▼▼▼

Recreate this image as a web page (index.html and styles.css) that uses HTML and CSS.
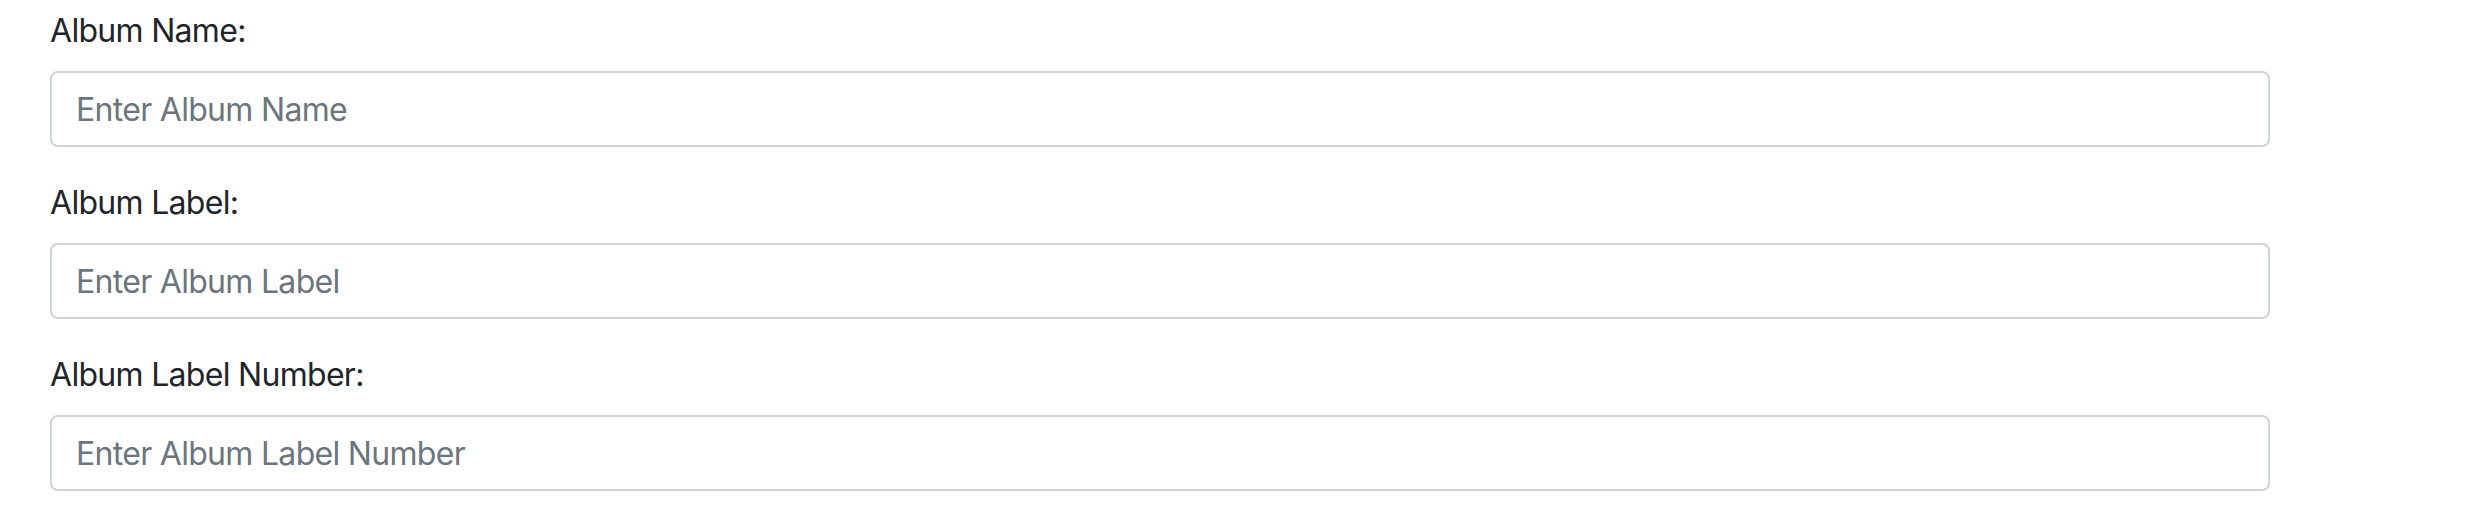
FILE: index.html
```html
<!DOCTYPE html>
<html lang="en">
<head>
<meta charset="utf-8">
<title>Album form</title>
<link rel="stylesheet" href="styles.css">
</head>
<body>
<form class="album-form">
  <div class="form-group">
    <label class="form-label" for="albumName">Album Name:</label>
    <input class="form-control" id="albumName" type="text" placeholder="Enter Album Name">
  </div>
  <div class="form-group">
    <label class="form-label" for="albumLabel">Album Label:</label>
    <input class="form-control" id="albumLabel" type="text" placeholder="Enter Album Label">
  </div>
  <div class="form-group">
    <label class="form-label" for="albumLabelNumber">Album Label Number:</label>
    <input class="form-control" id="albumLabelNumber" type="text" placeholder="Enter Album Label Number">
  </div>
</form>
</body>
</html>
```

FILE: styles.css
```css
html, body {
  margin: 0;
  padding: 0;
  background: #ffffff;
}

body {
  font-family: Inter, "Liberation Sans", sans-serif;
  font-size: 32px;
  line-height: 48px;
  letter-spacing: -0.7px;
  color: #212529;
}

.album-form {
  display: flex;
  flex-direction: column;
  gap: 32px;
  width: 2220px;
  padding: 7px 0 0 50px;
}

.form-group {
  display: flex;
  flex-direction: column;
  gap: 16px;
}

.form-label {
  display: block;
  height: 48px;
}

.form-control {
  box-sizing: border-box;
  display: block;
  width: 100%;
  height: 76px;
  margin: 0;
  padding: 12px 24px;
  font-family: inherit;
  font-size: 32px;
  line-height: 48px;
  letter-spacing: -0.7px;
  color: #495057;
  background: #ffffff;
  border: 2px solid #ced4da;
  border-radius: 8px;
  outline: none;
}

.form-control::placeholder {
  color: #6c757d;
  opacity: 1;
}
```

▲▲▲

## Short exercise
The data should be printed again unchanged; leave its pictures out.

## Exercise response
Recreate this image as a web page (index.html and styles.css) that uses HTML and CSS.
FILE: index.html
```html
<!DOCTYPE html>
<html lang="en">
<head>
<meta charset="utf-8">
<title>Album form</title>
<link rel="stylesheet" href="styles.css">
</head>
<body>
<form class="album-form">
  <div class="form-group">
    <label class="form-label" for="albumName">Album Name:</label>
    <input class="form-control" id="albumName" type="text" placeholder="Enter Album Name">
  </div>
  <div class="form-group">
    <label class="form-label" for="albumLabel">Album Label:</label>
    <input class="form-control" id="albumLabel" type="text" placeholder="Enter Album Label">
  </div>
  <div class="form-group">
    <label class="form-label" for="albumLabelNumber">Album Label Number:</label>
    <input class="form-control" id="albumLabelNumber" type="text" placeholder="Enter Album Label Number">
  </div>
</form>
</body>
</html>
```

FILE: styles.css
```css
html, body {
  margin: 0;
  padding: 0;
  background: #ffffff;
}

body {
  font-family: Inter, "Liberation Sans", sans-serif;
  font-size: 32px;
  line-height: 48px;
  letter-spacing: -0.7px;
  color: #212529;
}

.album-form {
  display: flex;
  flex-direction: column;
  gap: 32px;
  width: 2220px;
  padding: 7px 0 0 50px;
}

.form-group {
  display: flex;
  flex-direction: column;
  gap: 16px;
}

.form-label {
  display: block;
  height: 48px;
}

.form-control {
  box-sizing: border-box;
  display: block;
  width: 100%;
  height: 76px;
  margin: 0;
  padding: 12px 24px;
  font-family: inherit;
  font-size: 32px;
  line-height: 48px;
  letter-spacing: -0.7px;
  color: #495057;
  background: #ffffff;
  border: 2px solid #ced4da;
  border-radius: 8px;
  outline: none;
}

.form-control::placeholder {
  color: #6c757d;
  opacity: 1;
}
```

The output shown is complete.